It was a long and pointless conversation. Eventually I think he hit on the most cohesive point he was trying to share with me: people who show too much concern for how the food in front of them was grown or raised, and concern for the organisms and chemicals mixed in them, are, to use his words, “pretentious douche bags.” He stuttered a bit when he got that phrase out and mumbled “…present company excluded.”

Nope. If that’s his stance, then I guess I am a pretentious d-bag to him.

I’m not too worried about it though; in the end, coworker is a blathering idiot.
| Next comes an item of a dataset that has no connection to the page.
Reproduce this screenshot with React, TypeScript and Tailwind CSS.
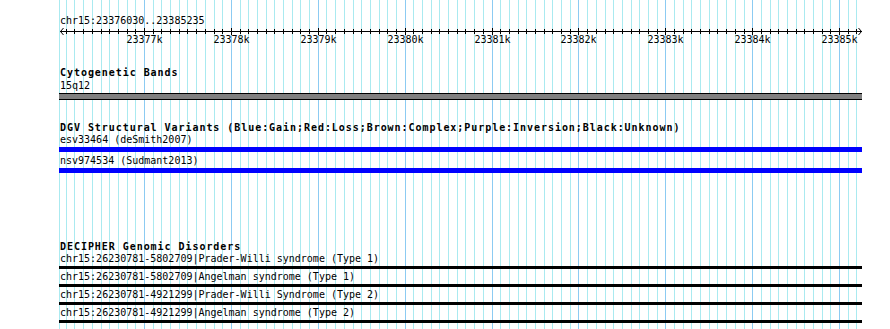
import React from "react";

const BP0 = 23377000;
const X0 = 144;
const SCALE = 0.08689;
const LEFT = 59;
const xOf = (bp: number) => X0 + (bp - BP0) * SCALE;

const gridLines: { x: number; major: boolean }[] = [{ x: 59, major: false }];
for (let bp = 23376100; bp <= 23385200; bp += 100) {
  gridLines.push({ x: Math.round(xOf(bp)), major: bp % 1000 === 0 });
}
const majors = [23377, 23378, 23379, 23380, 23381, 23382, 23383, 23384, 23385];

const decipher = [
  "chr15:26230781-5802709|Prader-Willi syndrome (Type 1)",
  "chr15:26230781-5802709|Angelman syndrome (Type 1)",
  "chr15:26230781-4921299|Prader-Willi Syndrome (Type 2)",
  "chr15:26230781-4921299|Angelman syndrome (Type 2)",
];

const mono = { fontFamily: '"DejaVu Sans Mono", "Liberation Mono", monospace' };

function Label({ children, bold = false }: { children: React.ReactNode; bold?: boolean }) {
  return (
    <div
      className={
        "pl-px h-[12px] leading-[12px] text-[10px] text-black whitespace-nowrap " +
        (bold ? "font-bold tracking-[0.95px]" : "")
      }
    >
      {children}
    </div>
  );
}

function Ruler() {
  const w = 862 - LEFT;
  return (
    <div className="relative h-[20px] w-[803px]">
      <svg width={w} height={20} className="block" shapeRendering="crispEdges">
        <rect x={1} y={4} width={802} height={1} fill="#000" />
        {gridLines.slice(1).map((g, i) => (
          <rect
            key={i}
            x={g.x - LEFT}
            y={g.major ? 1 : 2}
            width={1}
            height={g.major ? 7 : 5}
            fill="#000"
          />
        ))}
        <polyline points="4.5,1 1.5,4.5 4.5,8" fill="none" stroke="#000" strokeWidth={1} shapeRendering="auto" />
        <polyline points="799.5,1 802.5,4.5 799.5,8" fill="none" stroke="#000" strokeWidth={1} shapeRendering="auto" />
      </svg>
      {majors.map((k) => (
        <span
          key={k}
          className="absolute top-[7px] h-[12px] leading-[12px] text-[10px] text-black whitespace-nowrap w-[36px] text-center"
          style={{ left: Math.round(xOf(k * 1000)) - LEFT - 18 + 0.5 }}
        >
          {k}k
        </span>
      ))}
    </div>
  );
}

export default function App() {
  return (
    <div className="relative w-[890px] h-[329px] bg-white overflow-hidden" style={mono}>
      <svg
        className="absolute inset-0"
        width={890}
        height={329}
        shapeRendering="crispEdges"
      >
        {gridLines.map((g, i) => (
          <rect key={i} x={g.x} y={0} width={1} height={329} fill={g.major ? "#8ccbf2" : "#aaeaf0"} />
        ))}
      </svg>
      <div className="relative pl-[59px] w-[862px] pt-[15px]">
        <Label>chr15:23376030..23385235</Label>
        <Ruler />

        <div className="mt-[20px]">
          <Label bold>Cytogenetic Bands</Label>
        </div>
        <div className="mt-px">
          <Label>15q12</Label>
        </div>
        <div className="mt-px h-[7px] w-[803px] border-y border-black bg-[#808080]" />

        <div className="mt-[22px]">
          <Label bold>DGV Structural Variants (Blue:Gain;Red:Loss;Brown:Complex;Purple:Inversion;Black:Unknown)</Label>
        </div>
        <Label>esv33464 (deSmith2007)</Label>
        <div className="mt-px h-[5px] w-[803px] bg-[#0000ff]" />
        <div className="mt-[3px]">
          <Label>nsv974534 (Sudmant2013)</Label>
        </div>
        <div className="mt-px h-[5px] w-[803px] bg-[#0000ff]" />

        <div className="mt-[68px]">
          <Label bold>DECIPHER Genomic Disorders</Label>
        </div>
        {decipher.map((d, i) => (
          <div key={i} className={i === 0 ? "" : "mt-[2px]"}>
            <Label>{d}</Label>
            <div className="mt-px h-[3px] w-[803px] bg-black" />
          </div>
        ))}
      </div>
    </div>
  );
}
The conversation ended like this:

(imagine with a really emphatic tone of voice, like the hero at the end of a really moving film who just learned an important life lesson)

“I don’t know what you thought of McDonalds when you were growing up, but the rumor around my town was that McNuggets were actually made of buffalo testicles. And you know what? I thought it was true, and I loved them. So every time I go to McDonalds to get McNuggets, I think to myself ‘I love buffalo testicles.’ And if you were to feed me dog and you didn’t tell me it was dog, I would probably like that too. Because, you know? People eat dog.”

I went home that night and made an awesome home-cooked meal for myself and Farrell. It was just an after-thought that I didn’t use a bunch of processed, corn-based products. It’s just how we roll, and that doesn’t make us pretentious.